I don't avoid public speaking. I'm terrible at it, but I don't really mind doing it.

I do tend to avoid _preparing_ for public speaking though. My approach is usually to go up there half-prepared and wing it. The results are usually poor.


----------



## Monroee (Aug 26, 2009)

I almost always avoid it. In high school, I avoided every single one up until my senior year. I had an english class that I couldn't avoid presentations in, I had to suck it in and try to live through them. Fortunantely, the class was a 'higher up' class and everyone was very nice. I usually get nervous when the class is full of obnoxious kids. There was also an hour presentation that was required to graduate and my class was full of those stupid obnoxious loud kids.. I was able to do it after school in front of my teacher only. So that was kind of avoiding it... 

Not sure how I'm going to live in college. If they are possible to skip than I may just have to do that.


----------



## nothing to fear (Mar 23, 2005)

the last few years i avoided them, i.e. i dropped the class or out of school completely whenever the anxiety over that and other seemingly too difficult roll) tasks became too overwhelming. 

honestly, if i could approach a teacher and tell them i won't do the presentaiton if they just give me a 0 and never mention it again (that is essential..), then i would have and probably still will.

i mean, i guess i should sort of start to think about maybe looking into the possibility getting over the fear... but i won't be in school anytime soon so it's not an issue :blank


----------



## BreakingtheGirl (Nov 14, 2009)

It will never happen. I used to get extreme depersonalization due to being up in front of others.


----------



## estse (Nov 18, 2003)

I did almost every presentation in college. My 5 minute speech lasted 14 for I'm an idiot. For group presentations I just gave handjobs to the other guys.


----------



## Traci (Jan 26, 2004)

I'm the same. I avoid them at all costs.


----------



## Emo kitty (Aug 26, 2009)

i avoid it


----------



## hiimnotcool (Apr 28, 2009)

Yeah, it's not going to happen for me either. I was the only one who ever said 'No' when it came to things like that in my years at school. I always imagined that I was the only one who was like that but I'm glad this site disproves that theory.


----------



## millenniumman75 (Feb 4, 2005)

I said Never avoid public speaking - I have to hold meetings sometimes.
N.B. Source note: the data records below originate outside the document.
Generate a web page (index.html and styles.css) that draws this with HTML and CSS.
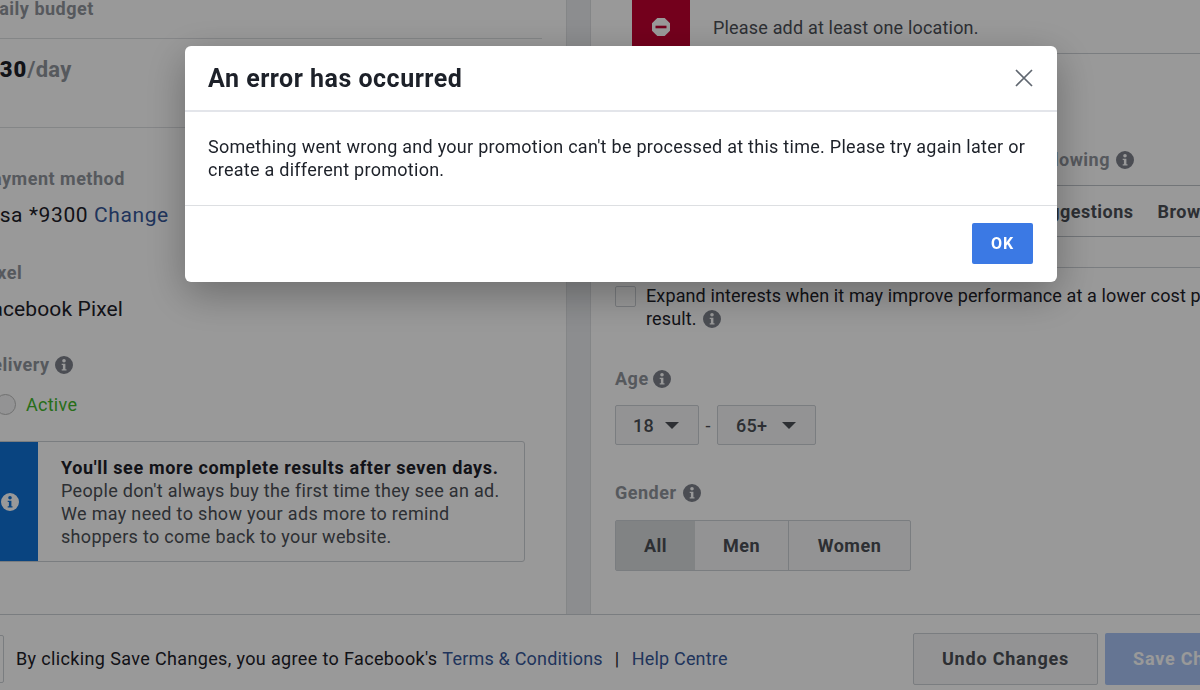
FILE: index.html
```html
<!DOCTYPE html>
<html lang="en">
<head>
    <meta charset="UTF-8">
    <meta name="viewport" content="width=device-width, initial-scale=1.0">
    <title>Edit promotion</title>
    <link rel="stylesheet" href="styles.css">
</head>
<body>

    <svg class="defs" width="0" height="0">
        <symbol id="info" viewBox="0 0 18 18">
            <path fill="currentColor" fill-rule="evenodd" d="M9 0a9 9 0 1 1 0 18A9 9 0 0 1 9 0zM9 3a1.800 1.800 0 1 0 0 3.600A1.800 1.800 0 0 0 9 3zM6.700 7.800v1.200h1.200v4.300H6.700v1.200h4.800v-1.200h-1.100V7.800z"/>
        </symbol>
    </svg>

    <div class="page">
        <div class="columns">
            <!-- Left column -->
            <section class="left">
                <div class="label daily-label">Daily budget</div>
                <div class="budget-line"></div>
                <div class="budget"><b>$30</b><span>/day</span></div>
                <div class="divider"></div>

                <div class="label payment-label">Payment method</div>
                <div class="value value-pay">Visa *9300 <a href="#">Change</a></div>

                <div class="label pixel-label">Pixel</div>
                <div class="value">Facebook Pixel</div>

                <div class="label delivery-label">Delivery <svg class="info"><use href="#info"/></svg></div>
                <div class="status"><span class="toggle"></span><span class="active">Active</span></div>

                <div class="notice">
                    <div class="notice-side"><svg class="info-light"><use href="#info"/></svg></div>
                    <div class="notice-text">
                        <b>You'll see more complete results after seven days.</b><br>
                        People don't always buy the first time they see an ad. We may need to show your ads more to remind shoppers to come back to your website.
                    </div>
                </div>
            </section>

            <div class="gutter"></div>

            <!-- Right column -->
            <section class="right">
                <div class="error-box">
                    <div class="error-side">
                        <svg width="18" height="18" viewBox="0 0 18 18">
                            <path d="M5.300 0h7.400L18 5.300v7.400L12.700 18H5.300L0 12.700V5.300z" fill="#fff"/>
                            <rect x="3.500" y="7.700" width="11" height="2.600" fill="#c00030"/>
                        </svg>
                    </div>
                    <div class="error-text">Please add at least one location.</div>
                </div>

                <div class="label targeting-label">following <svg class="info"><use href="#info"/></svg></div>
                <div class="tabs">
                    <span>Suggestions</span>
                    <i></i>
                    <span>Browse</span>
                </div>
                <div class="targeting-line"></div>

                <div class="expand">
                    <span class="checkbox"></span>
                    <div>Expand interests when it may improve performance at a lower cost per result. <svg class="info"><use href="#info"/></svg></div>
                </div>

                <div class="label age-label">Age <svg class="info"><use href="#info"/></svg></div>
                <div class="age-row">
                    <div class="select select-min">18 <span class="caret"></span></div>
                    <span class="dash">-</span>
                    <div class="select select-max">65+ <span class="caret"></span></div>
                </div>

                <div class="label gender-label">Gender <svg class="info"><use href="#info"/></svg></div>
                <div class="segments">
                    <div class="segment segment-all">All</div>
                    <div class="segment segment-men">Men</div>
                    <div class="segment segment-women">Women</div>
                </div>
            </section>
        </div>

        <!-- Bottom bar -->
        <footer class="footer">
            <span class="back-btn"></span>
            <p class="terms">By clicking Save Changes, you agree to Facebook's <a href="#">Terms &amp; Conditions</a><span class="sep">|</span><a href="#">Help Centre</a></p>
            <button class="undo">Undo Changes</button>
            <button class="save">Save Changes</button>
        </footer>
    </div>

    <!-- Dialog -->
    <div class="overlay">
        <div class="modal">
            <div class="modal-head">
                <h1>An error has occurred</h1>
                <svg class="close" width="18" height="18" viewBox="0 0 18 18">
                    <path d="M1 1l16 16M17 1L1 17" fill="none" stroke="#606770" stroke-width="1.700"/>
                </svg>
            </div>
            <div class="modal-body">Something went wrong and your promotion can't be processed at this time. Please try again later or create a different promotion.</div>
            <div class="modal-foot"><button class="ok">OK</button></div>
        </div>
    </div>

</body>
</html>
```

FILE: styles.css
```css
/* Page base */
html, body {
    height: 100%;
    margin: 0;
    overflow: hidden;
    background-color: #fff;
    color: #1d2129;
    font-family: Roboto, "Liberation Sans", sans-serif;
    font-size: 18px;
    line-height: 23px;
    letter-spacing: 0.27px;
}

a {
    color: #365899;
    text-decoration: none;
}

.defs {
    display: block;
    height: 0;
}

.page {
    display: flex;
    flex-direction: column;
    width: 1200px;
    height: 690px;
    overflow: hidden;
}

.columns {
    display: flex;
    height: 614px;
    overflow: hidden;
}

/* Left column */
.left {
    flex: none;
    width: 566px;
    margin-top: -3px;
}

.left > * {
    margin-left: -20px;
}

.label {
    color: #90949c;
    font-weight: 700;
    letter-spacing: 0.5px;
    display: flex;
    align-items: center;
    gap: 6px;
}

.info {
    width: 18px;
    height: 18px;
    color: #7d818b;
}

.left > .daily-label {
    margin-left: -13px;
}

.budget-line {
    width: 562px;
    height: 1px;
    margin-top: 18px;
    background: #dddfe2;
}

.left > .budget {
    margin-top: 19px;
    margin-left: -14px;
    font-size: 22px;
    line-height: 24px;
    color: #90949c;
    font-weight: 700;
}

.budget b {
    color: #1d2129;
    letter-spacing: 1px;
}

.divider {
    width: 586px;
    height: 1px;
    margin-top: 45px;
    background: #dddfe2;
}

.payment-label {
    margin-top: 39px;
}

.value {
    margin-top: 13px;
    font-size: 21px;
    line-height: 24px;
    letter-spacing: 0.13px;
}

.value-pay {
    letter-spacing: 0.6px;
}

.pixel-label {
    margin-top: 34px;
}

.delivery-label {
    margin-top: 32px;
}

.left > .status {
    display: flex;
    align-items: center;
    gap: 10px;
    margin-top: 17px;
    margin-left: -5px;
}

.toggle {
    width: 21px;
    height: 21px;
    box-sizing: border-box;
    border: 1px solid #bbb;
    border-radius: 50%;
    background: #f5f6f7;
}

.active {
    color: #42b72a;
}

.notice {
    display: flex;
    width: 545px;
    height: 121px;
    margin-top: 25px;
    box-sizing: border-box;
    border: 1px solid #ccd0d5;
    border-radius: 3px;
    overflow: hidden;
}

.notice-side {
    display: flex;
    flex: none;
    width: 57px;
    align-items: center;
    justify-content: center;
    background: #1072d6;
}

.info-light {
    width: 18px;
    height: 18px;
    color: #fff;
}

.notice-text {
    padding: 14px 16px 0 23px;
    color: #4b4f56;
    letter-spacing: 0.32px;
}

.notice-text b {
    color: #1d2129;
    letter-spacing: 0.64px;
}

/* Gutter between the columns */
.gutter {
    flex: none;
    width: 23px;
    border-left: 1px solid #dddfe2;
    border-right: 1px solid #dddfe2;
    background: #e9ebee;
}

/* Right column */
.right {
    flex: 1;
    min-width: 0;
    padding-left: 24px;
}

.error-box {
    display: flex;
    height: 54px;
    margin-left: 17px;
    margin-right: -20px;
    box-sizing: border-box;
    border-bottom: 1px solid #ccd0d5;
}

.error-side {
    display: flex;
    flex: none;
    width: 58px;
    align-items: center;
    justify-content: center;
    background: #c00030;
}

.error-text {
    padding: 16px 0 0 23px;
    color: #4b4f56;
    letter-spacing: 0.18px;
}

.targeting-label {
    margin-top: 94px;
    white-space: nowrap;
    justify-content: flex-end;
    width: 519px;
}

.tabs {
    display: flex;
    align-items: center;
    gap: 12px;
    height: 50px;
    margin-top: 14px;
    padding-left: 411px;
    border: 1px solid #bec3c9;
    border-right: 0;
    color: #4b4f56;
    font-weight: 700;
    letter-spacing: 0.5px;
    white-space: nowrap;
}

.tabs i {
    width: 1px;
    height: 20px;
    background: #ccd0d5;
}

.targeting-line {
    height: 1px;
    margin-top: 30px;
    background: #ccd0d5;
}

.expand {
    display: flex;
    gap: 10px;
    margin-top: 16px;
    white-space: nowrap;
    letter-spacing: 0.12px;
}

.expand div {
    width: 592px;
    flex: none;
    white-space: normal;
}

.expand .info {
    vertical-align: -3px;
    margin-left: 2px;
}

.checkbox {
    flex: none;
    width: 19px;
    height: 19px;
    margin-top: 2px;
    border: 1px solid #ccd0d5;
    border-radius: 2px;
}

.age-label {
    margin-top: 37px;
    gap: 4px;
}

.age-row {
    display: flex;
    align-items: center;
    margin-top: 15px;
}

.select {
    display: flex;
    align-items: center;
    height: 40px;
    box-sizing: border-box;
    padding-left: 17px;
    gap: 11px;
    border: 1px solid #ccd0d5;
    border-radius: 2px;
    background: #f5f6f7;
    color: #4b4f56;
    font-weight: 500;
}

.select-min {
    width: 84px;
}

.select-max {
    width: 99px;
    padding-left: 18px;
    gap: 15px;
}

.caret {
    width: 0;
    height: 0;
    border-left: 7px solid transparent;
    border-right: 7px solid transparent;
    border-top: 7px solid #4b4f56;
}

.dash {
    width: 18px;
    text-align: center;
    color: #4b4f56;
}

.gender-label {
    margin-top: 36px;
}

.segments {
    display: flex;
    width: 296px;
    height: 51px;
    margin-top: 16px;
    box-sizing: border-box;
    border: 1px solid #ccd0d5;
    border-radius: 2px;
    background: #f5f6f7;
    color: #4b4f56;
    font-weight: 700;
    letter-spacing: 0.5px;
}

.segment {
    display: flex;
    align-items: center;
    justify-content: center;
}

.segment-all {
    width: 79px;
    background: #d8dadc;
}

.segment-men {
    width: 93px;
    border-right: 1px solid #ccd0d5;
}

.segment-women {
    flex: 1;
}

/* Bottom bar */
.footer {
    display: flex;
    flex: none;
    align-items: center;
    height: 76px;
    box-sizing: border-box;
    padding-top: 12px;
    border-top: 1px solid #ccd0d5;
    background: #fff;
    white-space: nowrap;
}

.back-btn {
    flex: none;
    width: 24px;
    height: 48px;
    margin-left: -20px;
    box-sizing: border-box;
    border: 1px solid #ccd0d5;
    border-radius: 2px;
}

.terms {
    flex: none;
    width: 897px;
    margin: 0 0 0 12px;
    color: #1d2129;
    letter-spacing: 0.36px;
}

.terms a {
    letter-spacing: 0.2px;
}

.sep {
    margin: 0 12px;
}

.footer button {
    flex: none;
    height: 52px;
    box-sizing: border-box;
    border-radius: 2px;
    font: 700 18px Roboto, "Liberation Sans", sans-serif;
    letter-spacing: 0.8px;
}

.undo {
    width: 185px;
    border: 1px solid #ccd0d5;
    background: #f5f6f7;
    color: #4b4f56;
}

.save {
    width: 185px;
    margin-left: 7px;
    padding-left: 28px;
    text-align: left;
    border: 0;
    background: #a8c4f5;
    color: #fff;
}

/* Dialog over the page */
.overlay {
    position: fixed;
    top: 0;
    left: 0;
    width: 100%;
    height: 100%;
    box-sizing: border-box;
    padding: 46px 0 0 185px;
    background: rgba(0, 0, 0, 0.4);
}

.modal {
    width: 872px;
    height: 236px;
    border-radius: 6px;
    background: #fff;
    box-shadow: 0 12px 40px rgba(0, 0, 0, 0.3);
}

.modal-head {
    display: flex;
    align-items: center;
    justify-content: space-between;
    height: 66px;
    box-sizing: border-box;
    padding: 0 24px 0 23px;
    border-bottom: 2px solid #e3e5ea;
}

.modal-head h1 {
    margin: 0;
    font-size: 25px;
    font-weight: 700;
    letter-spacing: 0.5px;
}

.modal-body {
    height: 94px;
    box-sizing: border-box;
    padding: 23px 23px 0;
    border-bottom: 1px solid #dddfe2;
}

.modal-foot {
    display: flex;
    justify-content: flex-end;
    padding: 17px 24px 0 0;
}

.ok {
    width: 61px;
    height: 41px;
    border: 0;
    border-radius: 2px;
    background: #3b79e4;
    color: #fff;
    font: 700 16px Roboto, "Liberation Sans", sans-serif;
    letter-spacing: 0.9px;
}
```
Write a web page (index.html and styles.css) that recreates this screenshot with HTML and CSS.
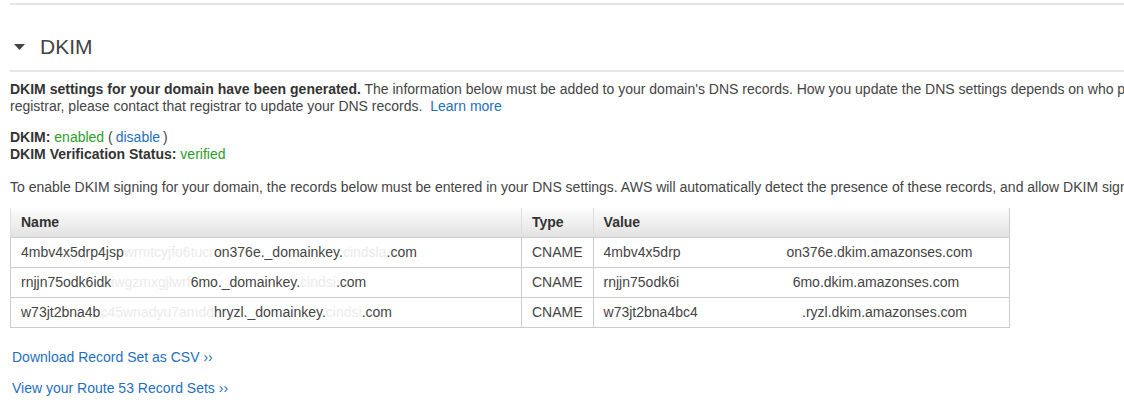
FILE: index.html
```html
<!DOCTYPE html>
<html>
<head>
<meta charset="utf-8">
<link rel="stylesheet" href="styles.css">
</head>
<body>
<div class="page">
  <div class="rule"></div>
  <div class="section-head">
    <svg class="caret" width="11" height="6" viewBox="0 0 11 6"><path d="M0 0 L11 0 L5.5 6 Z" fill="#444"/></svg>
    <h2>DKIM</h2>
  </div>
  <div class="rule"></div>
  <p class="intro"><b>DKIM settings for your domain have been generated.</b> The information below must be added to your domain's DNS records. How you update the DNS settings depends on who provides your DNS service; if your DNS service is provided by a domain name<br>registrar, please contact that registrar to update your DNS records. &nbsp;<a href="#">Learn more</a></p>
  <div class="status">
    <div><b>DKIM:</b> <span class="ok">enabled</span> (<a class="paren" href="#">disable</a>)</div>
    <div><b>DKIM Verification Status:</b> <span class="ok">verified</span></div>
  </div>
  <p class="note">To enable DKIM signing for your domain, the records below must be entered in your DNS settings. AWS will automatically detect the presence of these records, and allow DKIM signing at this time.</p>
  <table class="records">
    <thead>
      <tr><th class="c-name">Name</th><th class="c-type">Type</th><th class="c-value">Value</th></tr>
    </thead>
    <tbody>
      <tr>
        <td>4mbv4x5drp4jsp<span class="redact">wrmtcyjfo6tucr</span>on376e._domainkey.<span class="redact">cindsla</span>.com</td>
        <td>CNAME</td>
        <td>4mbv4x5drp<span class="blank">4jsprmtcyjfo6tucr</span>on376e.dkim.amazonses.com</td>
      </tr>
      <tr>
        <td>rnjjn75odk6idk<span class="redact">iwgzmxgjlwrf</span>6mo._domainkey.<span class="redact">cindsi</span>.com</td>
        <td>CNAME</td>
        <td>rnjjn75odk6i<span class="blank">dkiwgzmxgjlwrfam</span>6mo.dkim.amazonses.com</td>
      </tr>
      <tr>
        <td>w73jt2bna4b<span class="redact">c45wnadyu7amdd</span>hryzl._domainkey.<span class="redact">cindsi</span>.com</td>
        <td>CNAME</td>
        <td>w73jt2bna4bc4<span class="blank">5nnadyu7amddh</span>.ryzl.dkim.amazonses.com</td>
      </tr>
    </tbody>
  </table>
  <div class="links">
    <a href="#">Download Record Set as CSV ››</a>
    <a href="#">View your Route 53 Record Sets ››</a>
  </div>
</div>
</body>
</html>
```
FILE: styles.css
```css
html, body {
  margin: 0;
  padding: 0;
  background: #fff;
  overflow: hidden;
}
body {
  font-family: "Liberation Sans", Arial, sans-serif;
  font-size: 14px;
  line-height: 17px;
  color: #444;
}
.page {
  padding: 3px 0 0 10px;
  width: 1300px;
}
.rule {
  height: 2px;
  background: #e5e5e5;
}
.section-head {
  display: flex;
  align-items: center;
  height: 24px;
  padding: 30px 0 11px 4px;
}
.caret {
  display: block;
  margin-right: 15px;
}
.section-head h2 {
  margin: 0;
  font-size: 21px;
  font-weight: normal;
  line-height: 24px;
  color: #444;
}
a {
  color: #1f6fbf;
  text-decoration: none;
}
b {
  font-weight: bold;
  color: #333;
}
.ok {
  color: #2a9d2a;
}
.paren {
  margin: 0 3px;
}
.intro {
  margin: 9px 0 0;
  white-space: nowrap;
}
.status {
  margin-top: 14px;
}
.note {
  margin: 16px 0 0;
  white-space: nowrap;
}
.records {
  margin-top: 12px;
  width: 1000px;
  border-collapse: collapse;
  border-left: 1px solid #ccc;
  border-right: 1px solid #ccc;
}
.records th {
  height: 29px;
  padding: 0 10px;
  text-align: left;
  font-weight: bold;
  color: #333;
  background: linear-gradient(#fdfdfd, #e2e2e2);
  border-left: 1px solid #ddd;
  border-bottom: 1px solid #ccc;
}
.records td {
  height: 29px;
  padding: 0 10px;
  border-left: 1px solid #ccc;
  border-bottom: 1px solid #ccc;
  color: #444;
  white-space: nowrap;
}
.c-name { width: 490px; }
.c-type { width: 49px; }
.redact { color: #ebebeb; }
.blank { color: #fff; }
.links {
  display: flex;
  flex-direction: column;
  gap: 14px;
  margin-top: 21px;
  padding-left: 2px;
}
```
Sometimes, I even look forward to public speaking because I don't get to meet with managers that often.


----------



## jadepenguin (Nov 18, 2009)

I usually just put up with it, but I avoid it whenever possible.... I had to give a speech at my high school graduation once in front of thousands of people and tv cameras. It was the scariest thing I've ever done in my life. But I had pills I could take to help with the physical side effects (shaking, voice trembling, heart racing, etc, etc) and I managed to get through it. Watching myself on tv later, I realized that I didn't look nervous at all...


----------



## slyfox (Nov 18, 2007)

I avoid it whenever I can. my college requires public speaking classes. I actually had to take two because I changed my major and my new major required a different one


----------



## heyJude (Aug 1, 2009)

I usually avoid public speaking when I can. In college, I've even decided against majors that required a public speaking class. I managed to earn an A when I took the class in high school though...don't know how that happened!


----------



## TheCanadian1 (Sep 14, 2009)

I avoid what I can, but sometimes it's necessary. I spoke at my sisters wedding, and was pressured into writing a speech 10 minutes before the dinner social. I was nervous, and I ended up crying through half of it, which was embarrassing... but it made other people cry, so ha!


----------



## ivankaramazov (Aug 22, 2009)

I somehow got through college without giving a single presentation. Professionally I've had to do it a few times, but I've found with loads of preparation and inderal I can get through it.


----------



## thewall (Feb 1, 2009)

I avoid public speaking as much as I can, but I had to suck it up for speech class.


----------



## Sticks and Stones (Dec 4, 2009)

I was actually very good at giving oral reports. I wouldn't have much of a problem public speaking if I was prepared. I have had people comment on how good I am at it. Of course, my heart is racing at first, but I can pull myself through it.


----------



## Toad Licker (Nov 2, 2007)

I avoided it as much as possible when I was in school.


----------



## SOME (Jul 13, 2009)

The hell with public speaking. I'd rather stick my head in a toilet.


----------



## ConfinedButterfly (Oct 22, 2005)

I would've rather written a 10 page essay than have to deal with presentations and things of the sort. It wasn't until my last semester in college that I had to suck it up and do it for 3 different classes. Otherwise, I wouldn't have graduated. It went well. Certainly better than I ever expected. But I was glad I didn't have to do it again.


----------



## sprinter (Nov 22, 2003)




----------



## EagerMinnow84 (Sep 1, 2007)

^ I love Don Knotts. :b


I don't avoid public speaking. I kind of like it if we get to prepare. I never did too much preparing, just enough so I don't sound like a robot. I don't like speaking in front of most of my family members though.


----------